Overview
Moving workloads to the cloud and adopting SaaS applications is a business accelerator, but each new provider introduces risk that needs to be evaluated before contracts are signed. This template gives security and procurement teams a consistent way to assess cloud and software providers across security architecture, data handling, compliance posture, and operational resilience. Use it for new vendor evaluations, annual reviews, and contract renewals.
Assessment Categories
- Cloud architecture and multi-tenancy isolation
- Data encryption at rest, in transit, and in use
- Identity federation, SSO, and MFA support
- API security and integration practices
- Data residency, sovereignty, and cross-border transfers
- Incident response and breach notification SLAs
- Service level agreements and uptime commitments
- Compliance certifications (SOC 2, ISO 27001, etc.)

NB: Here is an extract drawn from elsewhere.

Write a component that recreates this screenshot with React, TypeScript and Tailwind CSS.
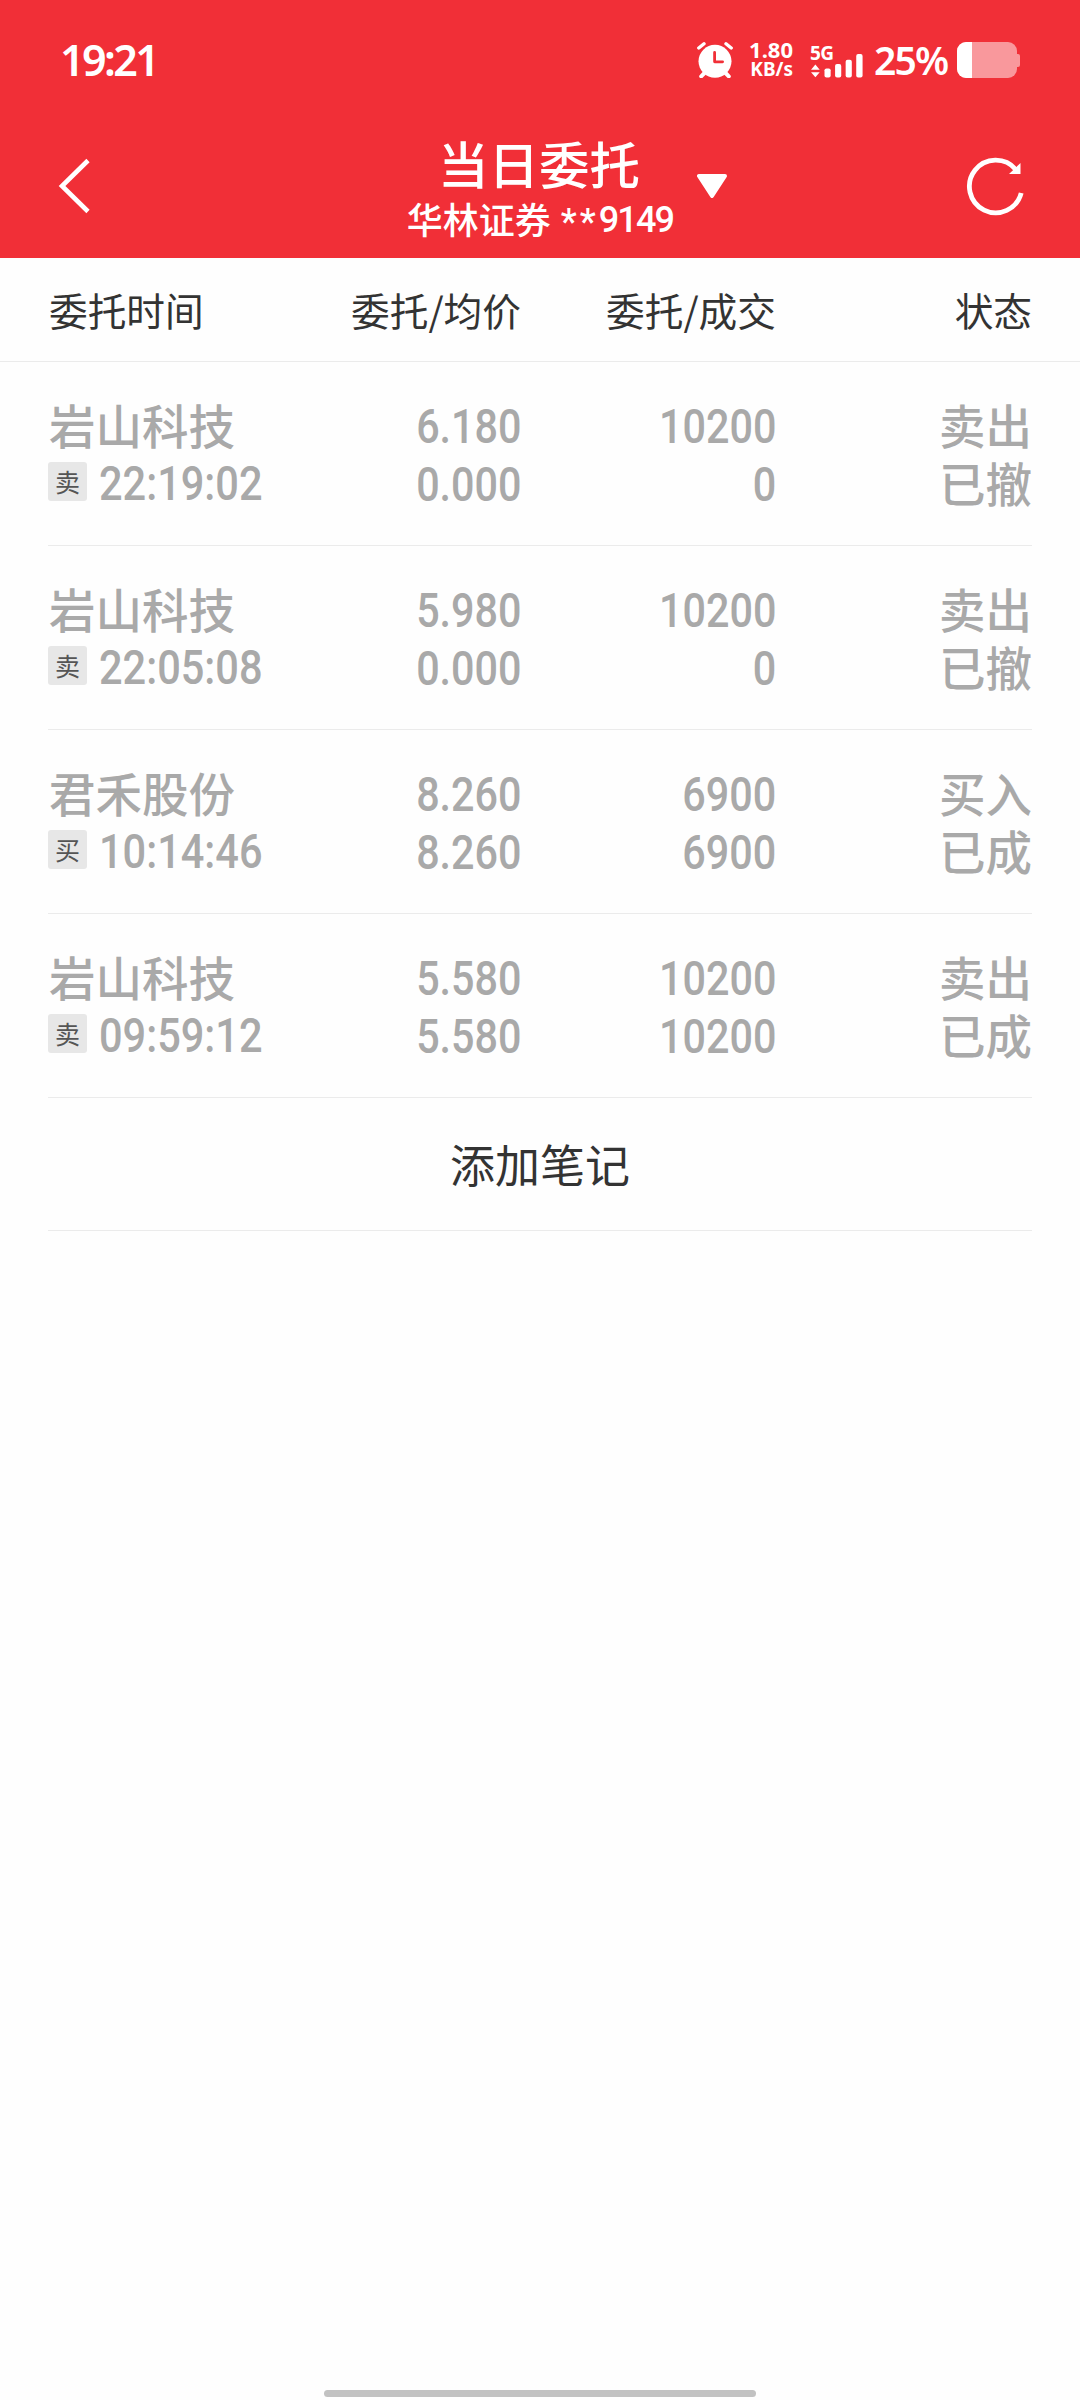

- Backup, recovery, and data portability
- Subprocessor management and transparency
Provider Comparison Matrix
| Criteria | Weight | Evaluation method |
|---|---|---|
| Security architecture | 20% | Architecture review, penetration test results |
| Data protection | 20% | Encryption standards, key management, DLP |
| Compliance | 15% | Active certifications, audit reports, attestations |
| Identity and access | 15% | SSO/SAML support, SCIM provisioning, MFA |
| Operational resilience | 15% | SLA terms, disaster recovery testing, RTO/RPO |
| Data portability | 10% | Export formats, API access, contract exit terms |
| Transparency | 5% | Subprocessor lists, incident history, changelog |
Key Questions to Ask Every Provider
Start with the fundamentals: Where does my data physically reside? Who at your company can access it? How is tenant isolation enforced? What happens to my data if I terminate the contract? Ask for their most recent SOC 2 Type II report and look for exceptions. Request a summary of penetration test findings from the last 12 months. Ask about their incident notification timeline and whether it meets your regulatory requirements. These questions cut through marketing language and get to what matters.
Red Flags in Cloud Assessments
- No tenant isolation or shared database architecture without encryption boundaries
- Inability to support SSO or SCIM for user provisioning
- No SOC 2, ISO 27001, or equivalent third-party attestation
- Vague or missing data processing agreements
- No documented disaster recovery plan or untested backup procedures
- Refusal to share subprocessor lists or notify of changes
Contract and Exit Planning
Security does not stop at onboarding. Ensure your contract includes the right to audit, breach notification timelines, data deletion obligations at termination, and subprocessor change notifications. Define data portability requirements upfront so you are not locked in. Include SLA credits for downtime and a clear escalation path for security incidents. Plan your exit strategy before you sign, not when you are already trying to leave.
Frequently Asked Questions
Should we assess all SaaS applications or only critical ones?
Prioritize based on data sensitivity and business impact. Any application that processes, stores, or has access to sensitive data deserves a full assessment. Low-risk tools with no data exposure can go through a lighter review.
How often should cloud provider assessments be repeated?
Annually for critical providers. Every 18 to 24 months for moderate-risk providers. Trigger ad-hoc reassessments when there is a breach, significant product change, or acquisition.
What if a provider will not share their SOC 2 report?
This is a significant concern. Ask if they have an alternative attestation like ISO 27001 or a CAIQ (Consensus Assessments Initiative Questionnaire). If they refuse all evidence sharing, weigh whether the risk is acceptable or if alternatives exist.
How do we evaluate multi-cloud environments?
Assess each cloud provider independently, then evaluate how data flows between them. Pay attention to inconsistent security controls across providers and ensure your monitoring covers all environments equally.
What is the role of a CASB in cloud assessment?
A Cloud Access Security Broker helps enforce policies across SaaS applications, providing visibility into shadow IT, data loss prevention, and threat protection. It complements the assessment process by providing continuous monitoring after onboarding.